> _WHAT IS ASKED_:
Reproduce all the lines exactly as they stand, apart from the pictures.

> _SUPPLIED DATA_:
§

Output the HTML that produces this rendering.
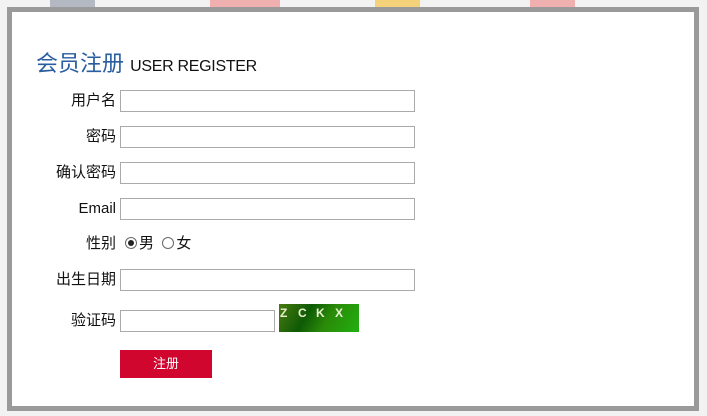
<!DOCTYPE html>
<html><head><meta charset="utf-8"><style>
body{margin:0;width:707px;height:416px;background:#f2f2f2;position:relative;overflow:hidden;font-family:"Liberation Sans","Noto Sans CJK SC",sans-serif;color:#111}
.bg{position:absolute;top:0;height:8px}
.box{position:absolute;left:7px;top:7px;width:682px;height:394px;border:5px solid #9a9a9a;background:#fff}
.t{position:absolute;left:36px;top:46px;font-size:22px;color:#2a5d9f;white-space:nowrap}
.t span{font-size:16px;color:#111;letter-spacing:-0.3px}
.l{position:absolute;width:116px;text-align:right;font-size:15px;line-height:21px;left:0}
.i{position:absolute;left:120px;width:295px;border:1px solid #aaa;box-sizing:border-box;height:22px}
.r{display:inline-block;width:10px;height:10px;border:1px solid #666;border-radius:50%;vertical-align:-1px;position:relative;margin-right:2px}
.r.on::after{content:"";position:absolute;left:2px;top:2px;width:6px;height:6px;border-radius:50%;background:#222}
</style></head><body>
<div class="bg" style="left:50px;width:45px;background:#b3b8c3"></div>
<div class="bg" style="left:210px;width:70px;background:#f0b0b0"></div>
<div class="bg" style="left:375px;width:45px;background:#f3d27a"></div>
<div class="bg" style="left:530px;width:45px;background:#f0b0b0"></div>
<div class="box"></div>
<div class="t">会员注册 <span>USER REGISTER</span></div>
<div class="l" style="top:90px">用户名</div><div class="i" style="top:90px"></div>
<div class="l" style="top:126px">密码</div><div class="i" style="top:126px"></div>
<div class="l" style="top:162px">确认密码</div><div class="i" style="top:162px"></div>
<div class="l" style="top:198px">Email</div><div class="i" style="top:198px"></div>
<div class="l" style="top:233px">性别</div>
<div style="position:absolute;left:125px;top:233px;font-size:15px;line-height:21px"><span class="r on"></span>男 &nbsp;<span class="r"></span>女</div>
<div class="l" style="top:269px">出生日期</div><div class="i" style="top:269px"></div>
<div class="l" style="top:310px">验证码</div><div class="i" style="top:310px;width:155px"></div>
<div style="position:absolute;left:279px;top:304px;width:80px;height:28px;background:linear-gradient(120deg,#4a7a10 0%,#0d5a05 35%,#2a8a08 60%,#22b010 100%);color:#e8f0d0;font-size:12px;font-weight:bold;line-height:18px;white-space:nowrap;overflow:hidden"><span style="position:absolute;left:1px">Z</span><span style="position:absolute;left:19px">C</span><span style="position:absolute;left:37px">K</span><span style="position:absolute;left:56px">X</span></div>
<div style="position:absolute;left:120px;top:350px;width:92px;height:28px;background:#d0062f;color:#fff;font-size:13px;text-align:center;line-height:28px">注册</div>
</body></html>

§

> _OUTPUT FOR THIS TASK_:
Output the HTML that produces this rendering.
<!DOCTYPE html>
<html><head><meta charset="utf-8"><style>
body{margin:0;width:707px;height:416px;background:#f2f2f2;position:relative;overflow:hidden;font-family:"Liberation Sans","Noto Sans CJK SC",sans-serif;color:#111}
.bg{position:absolute;top:0;height:8px}
.box{position:absolute;left:7px;top:7px;width:682px;height:394px;border:5px solid #9a9a9a;background:#fff}
.t{position:absolute;left:36px;top:46px;font-size:22px;color:#2a5d9f;white-space:nowrap}
.t span{font-size:16px;color:#111;letter-spacing:-0.3px}
.l{position:absolute;width:116px;text-align:right;font-size:15px;line-height:21px;left:0}
.i{position:absolute;left:120px;width:295px;border:1px solid #aaa;box-sizing:border-box;height:22px}
.r{display:inline-block;width:10px;height:10px;border:1px solid #666;border-radius:50%;vertical-align:-1px;position:relative;margin-right:2px}
.r.on::after{content:"";position:absolute;left:2px;top:2px;width:6px;height:6px;border-radius:50%;background:#222}
</style></head><body>
<div class="bg" style="left:50px;width:45px;background:#b3b8c3"></div>
<div class="bg" style="left:210px;width:70px;background:#f0b0b0"></div>
<div class="bg" style="left:375px;width:45px;background:#f3d27a"></div>
<div class="bg" style="left:530px;width:45px;background:#f0b0b0"></div>
<div class="box"></div>
<div class="t">会员注册 <span>USER REGISTER</span></div>
<div class="l" style="top:90px">用户名</div><div class="i" style="top:90px"></div>
<div class="l" style="top:126px">密码</div><div class="i" style="top:126px"></div>
<div class="l" style="top:162px">确认密码</div><div class="i" style="top:162px"></div>
<div class="l" style="top:198px">Email</div><div class="i" style="top:198px"></div>
<div class="l" style="top:233px">性别</div>
<div style="position:absolute;left:125px;top:233px;font-size:15px;line-height:21px"><span class="r on"></span>男 &nbsp;<span class="r"></span>女</div>
<div class="l" style="top:269px">出生日期</div><div class="i" style="top:269px"></div>
<div class="l" style="top:310px">验证码</div><div class="i" style="top:310px;width:155px"></div>
<div style="position:absolute;left:279px;top:304px;width:80px;height:28px;background:linear-gradient(120deg,#4a7a10 0%,#0d5a05 35%,#2a8a08 60%,#22b010 100%);color:#e8f0d0;font-size:12px;font-weight:bold;line-height:18px;white-space:nowrap;overflow:hidden"><span style="position:absolute;left:1px">Z</span><span style="position:absolute;left:19px">C</span><span style="position:absolute;left:37px">K</span><span style="position:absolute;left:56px">X</span></div>
<div style="position:absolute;left:120px;top:350px;width:92px;height:28px;background:#d0062f;color:#fff;font-size:13px;text-align:center;line-height:28px">注册</div>
</body></html>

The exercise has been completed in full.